Its one of those things you never seem to have enough of. I've been trying to locate some for months to update the blog and now I have some the seasons all but over, just those winter sprouts, overwintering leeks and onions, the spring greens - which have gone in more in hope than anything else but I may get to that later.
There have been at least two updates that got planned in my head but never managed to make it into print. The first had some corny title based upon saving my onion crop from white rot during the wet spell and the second, well I'm not actually sure what that was going to be about now - probably something to do with Christmas potatoes, but they got taken out by blight at the end of September. I must remember to spray them next year and I might actually get decent crop out of them. Still you live and learn.

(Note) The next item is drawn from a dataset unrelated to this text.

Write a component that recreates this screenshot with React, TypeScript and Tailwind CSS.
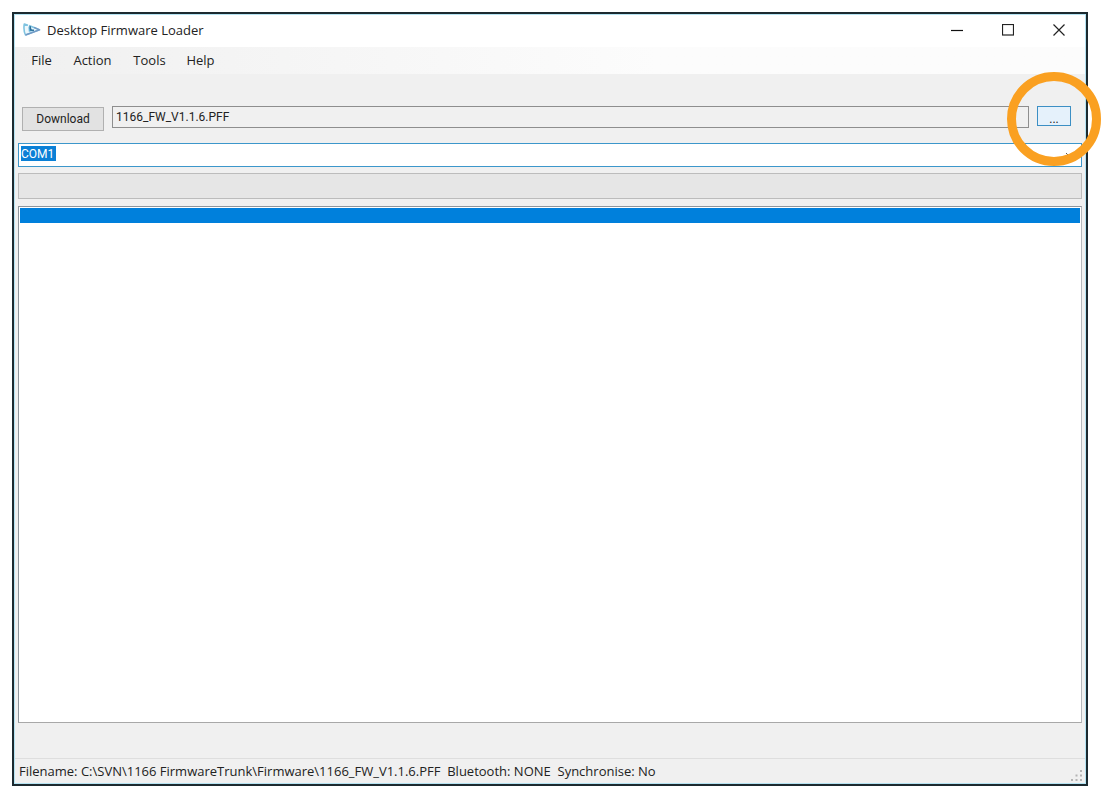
import React from "react";

const menus = [
  { label: "File", width: "w-[41px]" },
  { label: "Action", width: "w-[61px]" },
  { label: "Tools", width: "w-[53px]" },
  { label: "Help", width: "w-[49px]" },
];

function AppIcon() {
  return (
    <svg width="18" height="14" viewBox="0 0 18 14" fill="none" aria-hidden="true">
      <path d="M5 2.2L1.3 1C0.8 4 1 9 2.5 12L16.5 6.8L6 2.4" fill="#eef8fc" stroke="#7fc3e0" strokeWidth="1.6" strokeLinejoin="round" />
      <path d="M2.5 12L16.5 6.8L11 4.3" stroke="#7398c4" strokeWidth="1.4" strokeLinejoin="round" />
      <path d="M5.5 3.5L5.8 8.8L10.5 8Z" fill="#5fb1d8" />
      <path d="M7 3.2L7.8 7L11 7.2" stroke="#2d6f9b" strokeWidth="1.5" />
    </svg>
  );
}

function TitleBar() {
  return (
    <header className="flex h-8 items-center bg-white pr-px pb-[3px] pl-2">
      <AppIcon />
      <h1 className="flex-1 pl-[6px] text-[13px] leading-4 text-[#222]">Desktop Firmware Loader</h1>
      <button type="button" aria-label="Minimize" className="flex h-7 w-[51px] items-center justify-center">
        <svg width="12" height="12" viewBox="0 0 12 12" stroke="#111" aria-hidden="true">
          <path d="M0 6.5H12" strokeWidth="1.2" />
        </svg>
      </button>
      <button type="button" aria-label="Maximize" className="flex h-7 w-[51px] items-center justify-center">
        <svg width="12" height="12" viewBox="0 0 12 12" fill="none" stroke="#222" aria-hidden="true">
          <rect x="0.5" y="0.5" width="11" height="10.5" strokeWidth="1.2" />
        </svg>
      </button>
      <button type="button" aria-label="Close" className="flex h-7 w-[51px] items-center justify-center">
        <svg width="12" height="12" viewBox="0 0 12 12" stroke="#222" aria-hidden="true">
          <path d="M0.5 0.5L11.5 11.5M11.5 0.5L0.5 11.5" strokeWidth="1.2" />
        </svg>
      </button>
    </header>
  );
}

function ResizeGrip() {
  return (
    <svg width="12" height="12" viewBox="0 0 12 12" fill="#b4b4b4" aria-hidden="true">
      <path d="M9 0h2v2H9zM9 4.5h2v2H9zM4.5 4.5h2v2h-2zM9 9h2v2H9zM4.5 9h2v2h-2zM0 9h2v2H0z" />
    </svg>
  );
}

export default function App() {
  return (
    <div className="flex min-h-screen bg-white pt-3 pr-[18px] pb-3 pl-3 font-['Open_Sans','Noto_Sans',sans-serif] text-[#222]">
      <div className="flex min-w-0 flex-1 flex-col border-2 border-[#1c2a30]">
        <div className="flex flex-1 flex-col border border-[#b5e3f2] bg-[#f0f0f0]">
          <TitleBar />
          <nav className="flex h-[27px] items-center bg-linear-to-r from-[#f0f0f0] to-[#fcfcfc] to-60% pb-[2px] pl-[6px]">
            {menus.map((menu) => (
              <button key={menu.label} type="button" className={`${menu.width} text-center text-[13px] leading-4`}>
                {menu.label}
              </button>
            ))}
          </nav>

          <main className="flex flex-1 flex-col px-[3px] pt-8 pb-[35px] font-[Roboto,'Liberation_Sans',sans-serif] text-[12px]">
            <div className="flex h-[25px] items-start pr-[11px] pl-1">
              <button
                type="button"
                className="mt-px h-6 w-[82px] border border-[#b0b0b0] bg-[#e2e2e2] text-center leading-[22px]"
              >
                Download
              </button>
              <input
                type="text"
                readOnly
                aria-label="Firmware file"
                defaultValue="1166_FW_V1.1.6.PFF"
                className="ml-2 h-[22px] min-w-0 flex-1 border border-[#8e8e8e] bg-[#f0f0f0] px-[3px] leading-5 outline-none"
              />
              <div className="relative ml-2 h-5 w-[34px]">
                <button
                  type="button"
                  aria-label="Browse"
                  className="block h-5 w-full border border-[#3c8fc4] bg-[#e5f1fb] pt-1 text-center leading-4"
                >
                  ...
                </button>
                <div className="pointer-events-none absolute -top-[34px] -left-[30px] z-10 size-[94px] rounded-full border-[9px] border-[#faa021]" />
              </div>
            </div>

            <div className="relative mt-3">
              <select
                aria-label="Port"
                className="block h-6 w-full appearance-none border border-[#3c97cb] bg-white bg-[linear-gradient(#0a80d6,#0a80d6)] bg-[length:35px_15px] bg-[position:2px_2px] bg-no-repeat pb-[2px] pl-[2px] text-white outline-none"
              >
                <option className="text-black">COM1</option>
              </select>
              <svg className="pointer-events-none absolute top-[9px] right-2" width="9" height="6" viewBox="0 0 9 6" fill="none" stroke="#555" aria-hidden="true">
                <path d="M1 1L4.5 4.5L8 1" />
              </svg>
            </div>

            <div
              role="progressbar"
              aria-label="Download progress"
              aria-valuenow={0}
              className="mt-[6px] h-[26px] border border-[#bcbcbc] bg-[#e6e6e6]"
            />

            <ul role="listbox" aria-label="Log" className="mt-[7px] flex-1 border border-[#8e959c] border-r-[#b4b8bc] border-b-[#a8a8a8] bg-white p-px">
              <li role="option" aria-selected="true" className="h-[15px] bg-[#0080dc]" />
            </ul>
          </main>

          <footer className="flex h-[25px] items-center border-t border-[#dedede] pl-1 text-[13px] leading-4">
            <p className="flex-1 whitespace-pre">
              {"Filename: C:\\SVN\\1166 FirmwareTrunk\\Firmware\\1166_FW_V1.1.6.PFF  Bluetooth: NONE  Synchronise: No"}
            </p>
            <span className="self-end pr-[2px] pb-px">
              <ResizeGrip />
            </span>
          </footer>
        </div>
      </div>
    </div>
  );
}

Any way lets try and pick up where I left things in July with a couple of photos. The first one shows the potato bed in the fore ground with the mixed sweetcorn and leek bed behind. The potatoes yielded really well, a 6ft section yielding a large trugs worth of Maris Piper and Pink Fir apple, although my wife still hasn't worked out how to cook the latter. Whilst weight wise its a good yield, the pest quotient was high and I've only managed to get about 20% that will store. Still this is better than off my father-in-laws plot. There was something drastically wrong with the manure he had this year and it has played havoc with ever crop, except for some reason the brassica's. The 28ft row of pink fir apple I planted on his plot yielded enough to fill a standard seed try, in weight about half of what I planted in the first place. The Maris on the other hand did crop, only we're getting about 30% that are usable or edible.

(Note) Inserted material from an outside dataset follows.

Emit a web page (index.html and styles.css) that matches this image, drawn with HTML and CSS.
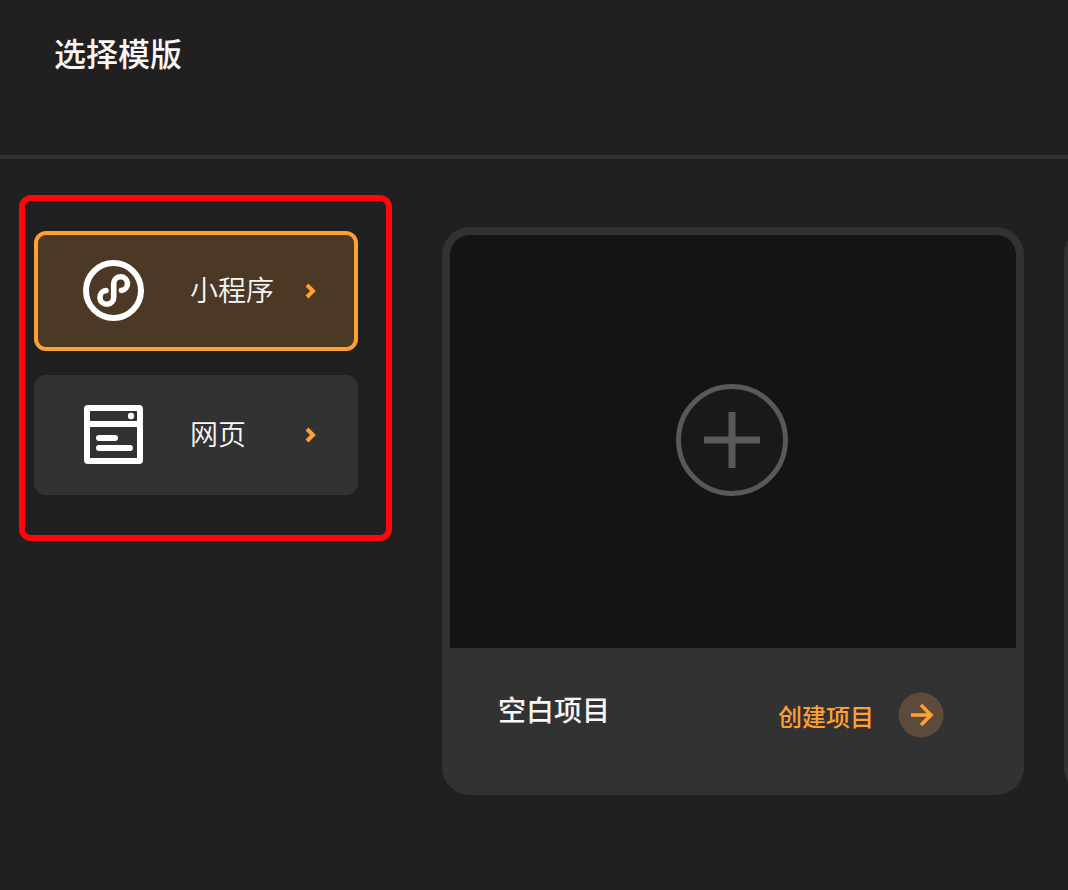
FILE: index.html
```html
<!DOCTYPE html>
<html lang="zh-CN">
<head>
    <meta charset="UTF-8">
    <meta name="viewport" content="width=device-width, initial-scale=1.0">
    <title>选择模版</title>
    <link rel="stylesheet" href="styles.css">
</head>
<body>

    <header class="header">
        <h1>选择模版</h1>
    </header>

    <main class="content">
        <!-- Project type -->
        <nav class="menu">
            <button type="button" class="menu-item active">
                <svg class="menu-icon" viewBox="0 0 61 61" fill="none" stroke="#fff" stroke-width="6">
                    <circle cx="30.5" cy="30.5" r="27.5"/>
                    <path d="M23 30.500A6.900 6.900 0 1 0 30.700 37.300V23.700A6.900 6.900 0 1 1 38.400 30.500" stroke-width="5.600" stroke-linecap="round"/>
                </svg>
                <span class="menu-label">小程序</span>
                <svg class="chevron" viewBox="0 0 12 16"><path d="M2 3l6 6-6 6" fill="none" stroke="#ffa033" stroke-width="4"/></svg>
            </button>
            <button type="button" class="menu-item">
                <svg class="menu-icon" viewBox="0 0 61 61">
                    <rect x="4" y="4" width="53" height="53" rx="1" fill="none" stroke="#fff" stroke-width="6" stroke-linejoin="round"/>
                    <path d="M4 20h53" stroke="#fff" stroke-width="6"/>
                    <circle cx="48" cy="12" r="3.200" fill="#fff"/>
                    <path d="M16 34h16M16 44h31" stroke="#fff" stroke-width="6" stroke-linecap="round"/>
                </svg>
                <span class="menu-label">网页</span>
                <svg class="chevron" viewBox="0 0 12 16"><path d="M2 3l6 6-6 6" fill="none" stroke="#ffa033" stroke-width="4"/></svg>
            </button>
        </nav>

        <!-- Templates -->
        <section class="cards">
            <article class="card">
                <div class="preview">
                    <svg class="plus" viewBox="0 0 112 112" stroke="#595959" fill="none">
                        <circle cx="56" cy="56" r="53.500" fill="#191919" stroke-width="5"/>
                        <path d="M56 28v56M28 56h56" stroke-width="7"/>
                    </svg>
                </div>
                <div class="card-footer">
                    <h2>空白项目</h2>
                    <button type="button" class="create">
                        <span>创建项目</span>
                        <svg class="arrow" viewBox="0 0 46 46">
                            <circle cx="23" cy="23" r="22.500" fill="#5d4a3a"/>
                            <path d="M13 23h20M23 13l10 10-10 10" fill="none" stroke="#ffa033" stroke-width="3.500"/>
                        </svg>
                    </button>
                </div>
            </article>
            <article class="card">
                <div class="preview"></div>
                <div class="card-footer"></div>
            </article>
        </section>
    </main>

</body>
</html>
```
FILE: styles.css
```css
* {
    box-sizing: border-box;
}

body {
    margin: 0;
    background-color: #202020;
    color: #f7f7f7;
    font-family: "Noto Sans CJK SC", sans-serif;
}

h1, h2 {
    margin: 0;
    font-weight: 500;
}

button {
    border: none;
    background: none;
    font-family: inherit;
    cursor: pointer;
}

.header {
    padding: 28px 54px 79px;
    border-bottom: 4px solid #303030;
}

.header h1 {
    font-size: 32px;
    line-height: 48px;
}

.content {
    display: flex;
    align-items: flex-start;
    gap: 50px;
    padding: 36px 0 0 19px;
}

/* Menu */
.menu {
    display: flex;
    flex: none;
    flex-direction: column;
    gap: 24px;
    padding: 30px 28px 40px 9px;
    border: 6px solid #ff070b;
    border-radius: 12px;
}

.menu-item {
    display: flex;
    align-items: center;
    width: 324px;
    height: 120px;
    padding: 0 37px 2px 45px;
    border: 4px solid #323232;
    border-radius: 12px;
    background-color: #323232;
    color: #f7f7f7;
}

.menu-item.active {
    border-color: #ffa033;
    background-color: #4b3926;
}

.menu-icon {
    width: 61px;
    height: 61px;
}

.menu-label {
    margin-left: 46px;
    padding-bottom: 2px;
    font-size: 28px;
    font-weight: 350;
    line-height: 40px;
}

.chevron {
    width: 12px;
    height: 16px;
    margin-left: auto;
    overflow: visible;
}

/* Template cards */
.cards {
    display: flex;
    flex: 1;
    gap: 40px;
    min-width: 0;
    padding-top: 32px;
    overflow: hidden;
}

.card {
    flex: none;
    width: 582px;
    padding: 8px;
    border-radius: 28px;
    background-color: #323232;
}

.preview {
    display: flex;
    align-items: center;
    justify-content: center;
    height: 413px;
    padding: 0 3px 4px 0;
    border-radius: 20px 20px 0 0;
    background-color: #131416;
}

.plus {
    width: 112px;
    height: 112px;
}

.card-footer {
    display: flex;
    align-items: flex-start;
    justify-content: space-between;
    height: 139px;
    padding: 41px 72px 0 48px;
}

.card-footer h2 {
    font-size: 28px;
    line-height: 40px;
}

.create {
    display: flex;
    align-items: center;
    gap: 24px;
    margin-top: 3px;
    padding: 0;
    color: #ffa033;
    font-size: 24px;
    font-weight: 500;
}

.arrow {
    width: 46px;
    height: 46px;
}
```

The sweetcorn turned into a real success, although our annual summer working holiday and the additional shows that seem to appear in the weekends following means that a lot of the crop spoilt - although this gives me an abundance of seed for next year.
The early leeks have also been good, although with the onset of recent wet weather some have shown signs of white rot infection which nearly did for the earlier onion crop. I've planted over-wintering onions, in pockets of clean top-soil made with a bulb planter in the hope of getting an early crop next year. However, before I plant next year's main crop I'm going to treat the bed(s) with Armatillox in an effort to eradicate it.
I do have an alternative now though, having been granted a half plot on the same allotments where my parents-in-law's plot is located. Its in need of a tidy up but it gives me space for more potatoes, carrots, and onions next year, although the year after this space will be curtailed by an asparagus bed. I shall be sowing seed for Connovers Colossal and Mary Washington in late February with a view to having 40 crowns ready to plant in 2009.
On my own plot I've actually made a start on next years potato bed, this is the meadow strip in the foreground of the second photo. Rising behind my daughter are the Jerusalem artichoke canes, which if the weather is ok tomorrow I shall get a chance to check on after a busy 3 weekends away. I may even get a chance to do some more digging, but that depends on how wet the ground actually is. I've started at what in the spring was the wet end, with a view to being able to progress at the drier end once the clay becomes too claggy to separate easily from the couch and bind weed roots. My dowsing with glyphosphate seemed to have a greater effect on the root pile than on the bulk of the plot, although it did retard its growth for several weeks, following the haircut I'd given it.
I've also now distributed the bag of leaf mold that was lurking in the foreground of the picture, to provide organic sustenance to the half of the bed that had the potaotes in but doesn't have the onions and leeks in. If I do manage to get there tomorrow I shall also find out whether my measures against white rot have been successful so far.